Olhar não é exatamente ver, assim como ouvir não é exatamente escutar.
Olhar é simplesmente direcionar o olho e receber o reflexos de luz pelo globo ocular, enquanto ver é reconhecer as formas e cores dentro do contexto do ambiente. Olhar é uma ação física. Ver é uma ação mental.
Ouvir é ter o ouvido estimulado por alguma onda sonora (isso acontece 24 horas por dia). Escutar é reconhecer e integrar os sons dentro do contexto do ambiente. Ouvir é uma ação física. Escutar é uma ação mental.
Não conseguimos mais ver ou escutar de verdade. Pior. As vezes não conseguimos nem olhar nem ouvir. Estamos rodeados de paredes. Paredes de tijolos, paredes de som, paredes sentimentais. Podem proteger e podem aprisionar. Somos educados (e por vezes obrigados) a não ver. Nem ouvir. A anestesia dos sentidos está nos isolando de nosso próprio ambiente. Faz muito mal e nem conseguimos nos incomodar pois já não percebemos. Não temos mais noção de quantos veículos irrompem o silêncio em frente nossa casa, ou qual o volume mínimo que é necessário pra ouvirmos a novela na TV. Todos os volumes estão no máximo e não estamos tentando diminuí-los. Temos que aumentar o nosso pra sobrepor o do vizinho. A anestesia dos sentidos está nos isolando de nosso próprio ambiente. Faz muito mal e nem conseguimos nos incomodar pois já não percebemos. Algumas vezes até percebemos mas poucas vezes nos incomodamos. Quando nos incomodamos é com o outro, não somos capazes de nos incomodarmos com nós mesmos, não notando que os ruídos que produzimos nos prejudica também. Até porque poluição sonora não significa só som alto, aglomerados de som também são muito nocivos. Televisão, rádio e ventilador ligados ao mesmo tempo são nocivos. Sons pertinentes e constantes são nocivos. Ar condicionado, liquidificador e avião são nocivos. Nocivos aos nervos, nocivos a concentração, nocivos a informação, nocivos ao relacionamento.
O som estacionário, aquele contínuo, que não apresenta informação, acinzenta a percepção, nos tira a perspectiva, nos ensurdece sem notarmos a falta da audição. A anestesia dos sentidos está nos isolando de nosso próprio ambiente. Faz muito mal e nem conseguimos nos incomodar pois já não percebemos. Precisamos tomar o ambiente ao nosso redor como sendo nosso, pois é isso que ele é. Se não percebemos as mensagens desse ambiente não podemos ter noção do desequilíbrio e desarmonia que ele pode se encontrar. Se passamos a perceber mais o ambiente a nossa volta, o ambiente sonoro no caso, criamos a capacidade de digerir melhor os ruídos a que estamos inevitavelmente expostos, e otimizamos nossa saúde física, mental e espiritual.

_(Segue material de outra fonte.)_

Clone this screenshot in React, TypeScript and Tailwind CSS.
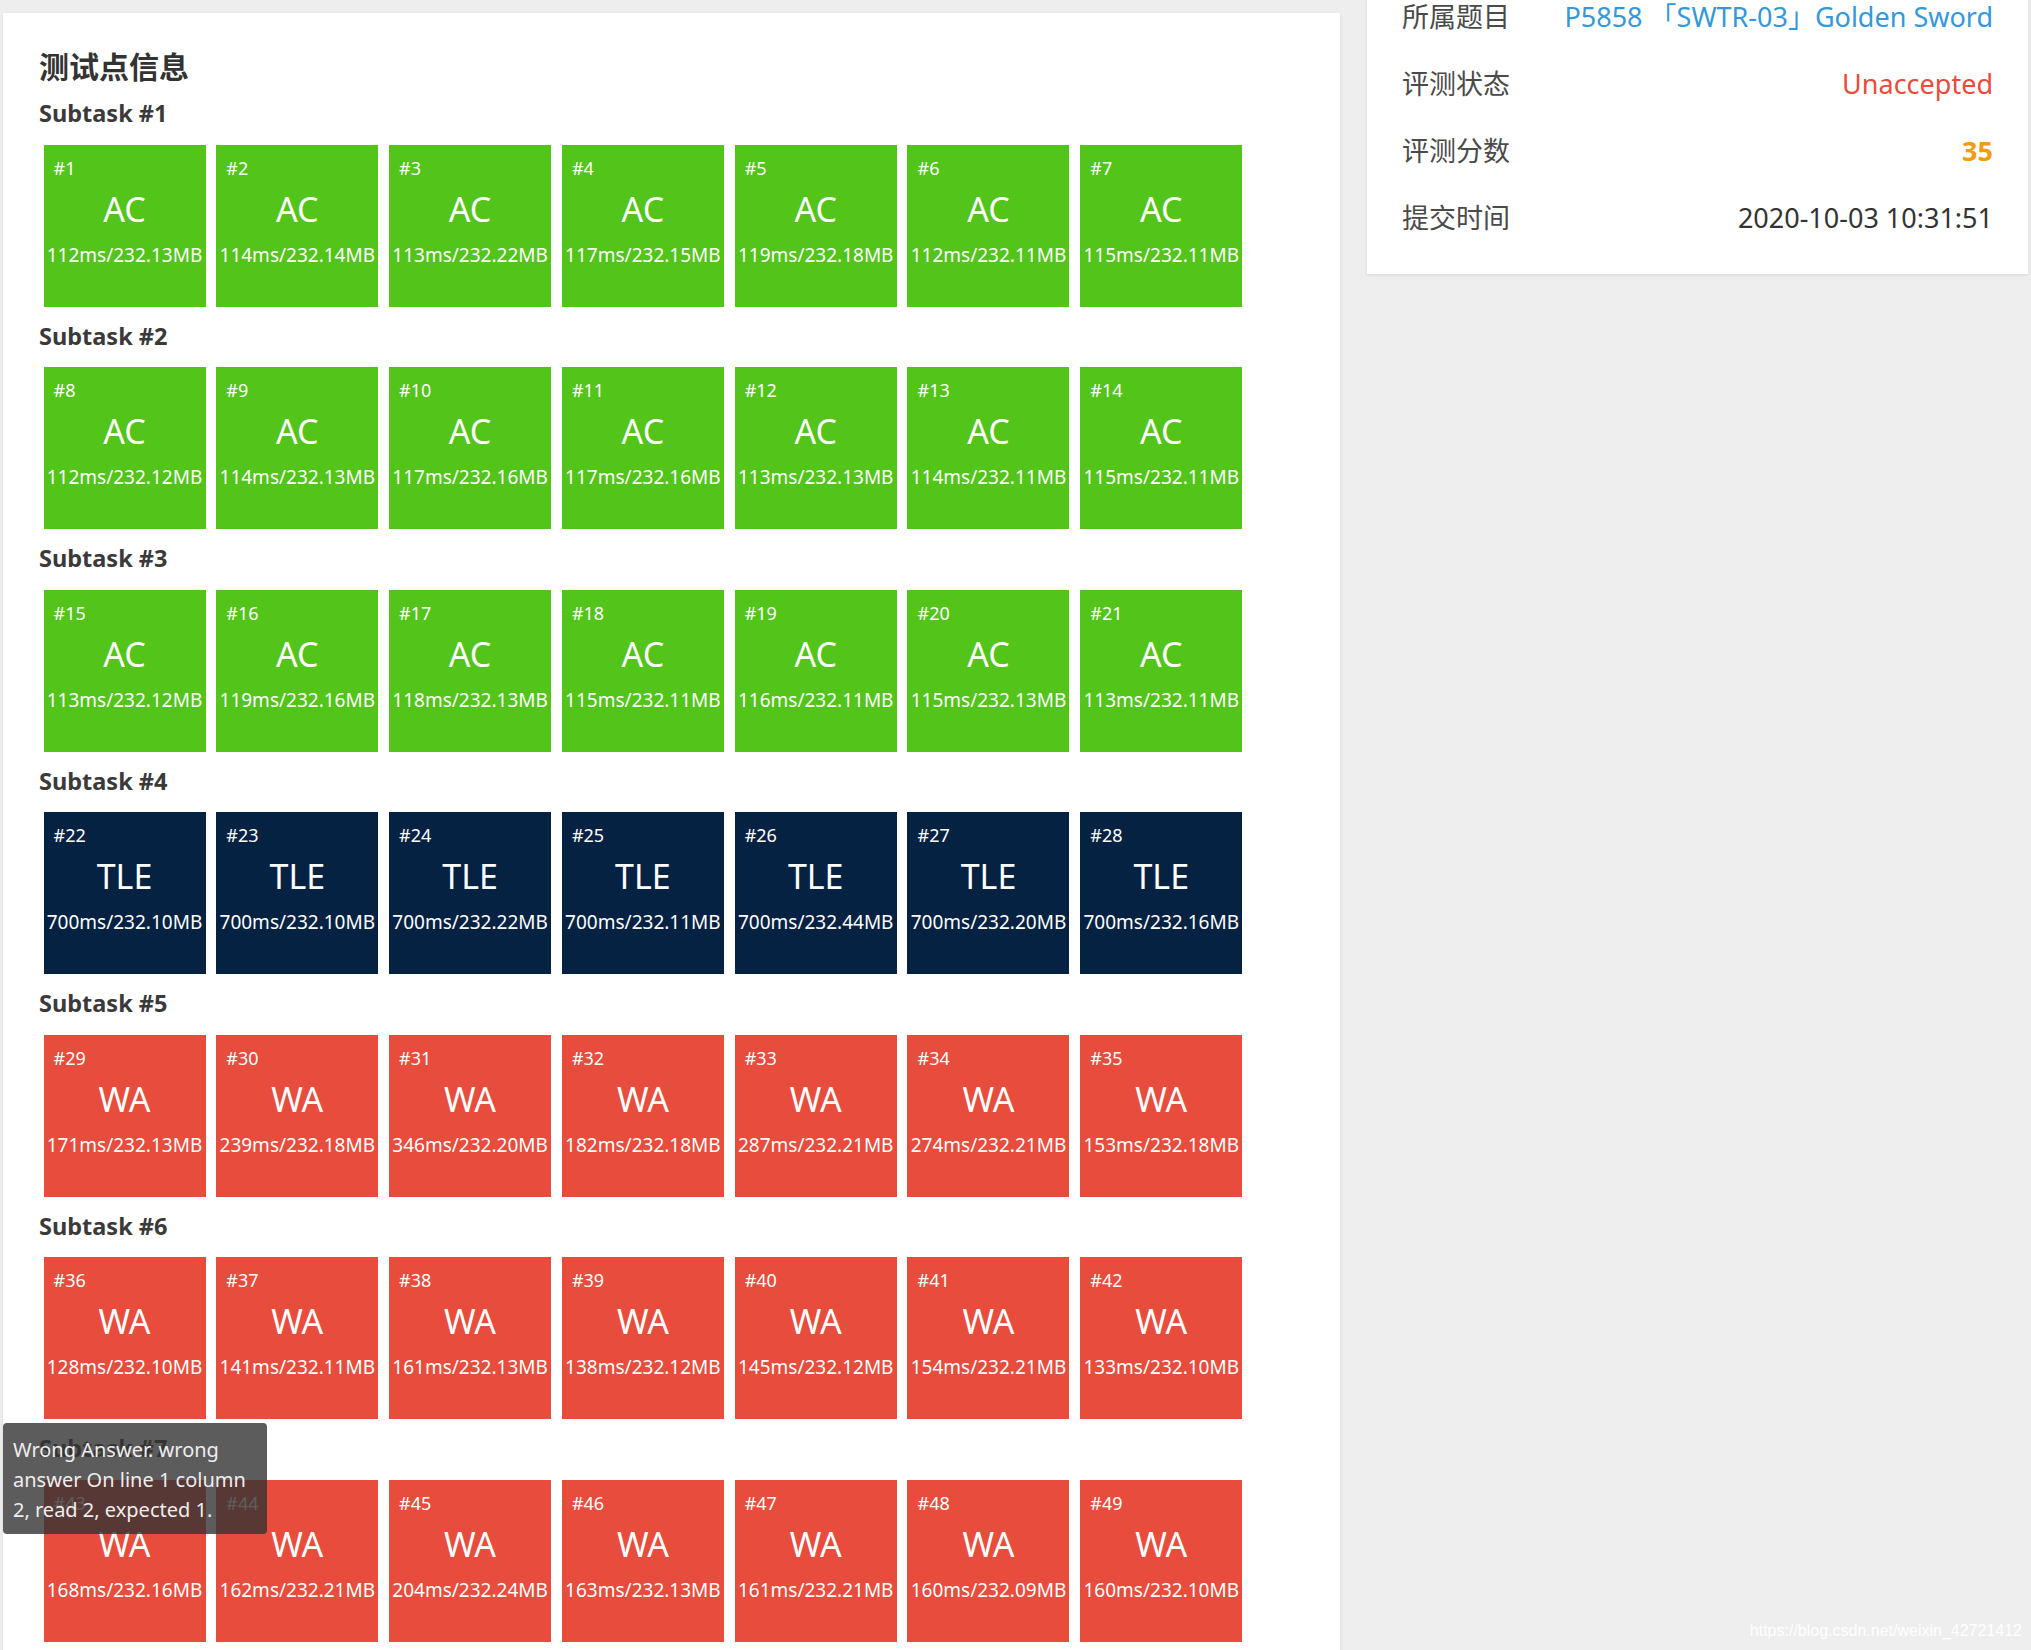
import React from 'react';

type Verdict = 'AC' | 'TLE' | 'WA';

interface Subtask {
  verdict: Verdict;
  stats: string[];
}

const subtasks: Subtask[] = [
  {
    verdict: 'AC',
    stats: ['112ms/232.13MB', '114ms/232.14MB', '113ms/232.22MB', '117ms/232.15MB', '119ms/232.18MB', '112ms/232.11MB', '115ms/232.11MB'],
  },
  {
    verdict: 'AC',
    stats: ['112ms/232.12MB', '114ms/232.13MB', '117ms/232.16MB', '117ms/232.16MB', '113ms/232.13MB', '114ms/232.11MB', '115ms/232.11MB'],
  },
  {
    verdict: 'AC',
    stats: ['113ms/232.12MB', '119ms/232.16MB', '118ms/232.13MB', '115ms/232.11MB', '116ms/232.11MB', '115ms/232.13MB', '113ms/232.11MB'],
  },
  {
    verdict: 'TLE',
    stats: ['700ms/232.10MB', '700ms/232.10MB', '700ms/232.22MB', '700ms/232.11MB', '700ms/232.44MB', '700ms/232.20MB', '700ms/232.16MB'],
  },
  {
    verdict: 'WA',
    stats: ['171ms/232.13MB', '239ms/232.18MB', '346ms/232.20MB', '182ms/232.18MB', '287ms/232.21MB', '274ms/232.21MB', '153ms/232.18MB'],
  },
  {
    verdict: 'WA',
    stats: ['128ms/232.10MB', '141ms/232.11MB', '161ms/232.13MB', '138ms/232.12MB', '145ms/232.12MB', '154ms/232.21MB', '133ms/232.10MB'],
  },
  {
    verdict: 'WA',
    stats: ['168ms/232.16MB', '162ms/232.21MB', '204ms/232.24MB', '163ms/232.13MB', '161ms/232.21MB', '160ms/232.09MB', '160ms/232.10MB'],
  },
];

const tileColor: Record<Verdict, string> = {
  AC: 'bg-[#52c41a]',
  TLE: 'bg-[#052242]',
  WA: 'bg-[#e74c3c]',
};

function CaseTile({ id, verdict, stat }: { id: number; verdict: Verdict; stat: string }) {
  return (
    <div className={`w-[162px] h-[162px] shrink-0 text-white ${tileColor[verdict]}`}>
      <div className="pl-[10px] pt-[11px] text-[18px] leading-[24px]">#{id}</div>
      <div className="text-center text-[34px] leading-[58px]">{verdict}</div>
      <div className="text-center text-[19px] leading-[34px] whitespace-nowrap">{stat}</div>
    </div>
  );
}

function InfoRow({ label, children }: { label: string; children: React.ReactNode }) {
  return (
    <div className="h-[67px] flex items-center justify-between text-[27px]">
      <span className="text-[#4a4a4a]">{label}</span>
      {children}
    </div>
  );
}

export default function App() {
  let caseId = 0;

  return (
    <div className="relative h-[1650px] overflow-hidden bg-[#eeeeee] font-['Noto_Sans','Noto_Sans_CJK_SC',sans-serif]">
      <div className="flex items-start gap-[27px] pl-[3px]">
        {/* test case panel */}
        <div className="relative mt-[13px] w-[1337px] shrink-0 bg-white pl-[36px] pt-[34px] pb-[60px] shadow-[0_1px_3px_rgba(0,0,0,0.1)]">
          <h2 className="text-[30px] leading-[40px] font-bold text-[#333]">测试点信息</h2>
          <div className="mt-[11px]">
            {subtasks.map((st, i) => (
              <div key={i}>
                <div className="text-[23.5px] leading-[31.5px] font-bold text-[#3a3a3a]">Subtask #{i + 1}</div>
                <div className="mt-[15px] mb-[14px] ml-[4.5px] flex gap-[10.8px]">
                  {st.stats.map((s) => {
                    caseId += 1;
                    return <CaseTile key={caseId} id={caseId} verdict={st.verdict} stat={s} />;
                  })}
                </div>
              </div>
            ))}
          </div>

          {/* hover tooltip */}
          <div className="absolute left-0 top-[1410px] w-[264px] h-[111px] rounded-[4px] bg-[rgba(51,51,51,0.8)] px-[10px] pt-[12px] text-[20px] leading-[30px] text-[#eeeeee] whitespace-nowrap">
            Wrong Answer. wrong
            <br />
            answer On line 1 column
            <br />
            2, read 2, expected 1.
          </div>
        </div>

        {/* record summary */}
        <div className="mt-[-38.5px] w-[661px] shrink-0 bg-white px-[35px] pt-[22px] pb-[22px] shadow-[0_1px_3px_rgba(0,0,0,0.1)]">
          <InfoRow label="所属题目">
            <span className="text-[#3498db]">P5858 「SWTR-03」Golden Sword</span>
          </InfoRow>
          <InfoRow label="评测状态">
            <span className="text-[#e74c3c]">Unaccepted</span>
          </InfoRow>
          <InfoRow label="评测分数">
            <span className="font-bold text-[#f39c12]">35</span>
          </InfoRow>
          <InfoRow label="提交时间">
            <span className="text-[#333]">2020-10-03 10:31:51</span>
          </InfoRow>
        </div>
      </div>

      <div className="absolute right-[9px] bottom-[8px] font-['Liberation_Sans',sans-serif] text-[16px] leading-[22px] text-white">
        https://blog.csdn.net/weixin_42721412
      </div>
    </div>
  );
}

Ouça mais seu ambiente e escutará melhor. Feche os olhos e tente identificar cada fonte sonora que compõe o seu espaço acústico, buscando ir cada vez mais longe na escuta, encontrando as fontes mais distantes e as mais discretas. Avalie e questione a presença dessas fontes no ambiente e perceba as que, por ocasião, estão harmonizando ou desarmonizando o paisagem sonora. Não se contente só em ver, escute. Evitemos ser escravo do olhar e indiferentes ao ouvir, pois nosso campo de visão foi empobrecido e área de audição arbitrariamente negligenciada e estamos, assim, nos  tornando escravos da pobreza e indiferentes a negligência.

Um comentário:

  1. Estou muito contente por ter achado seu blog. Sou cantora e coincidentemente tenho um show chamado "Paisagem Invisível" que surgiu a partir com observações bastante parecidas com algumas que tem pelo seu blog como " só produzimos o som que ouvimos" , por exemplo. Venho refletindo sobre esse fato ao pensar na música que estamos fazendo atualmente. Muitas coisas em comum achei por aqui. Muito bacana mesmo!!!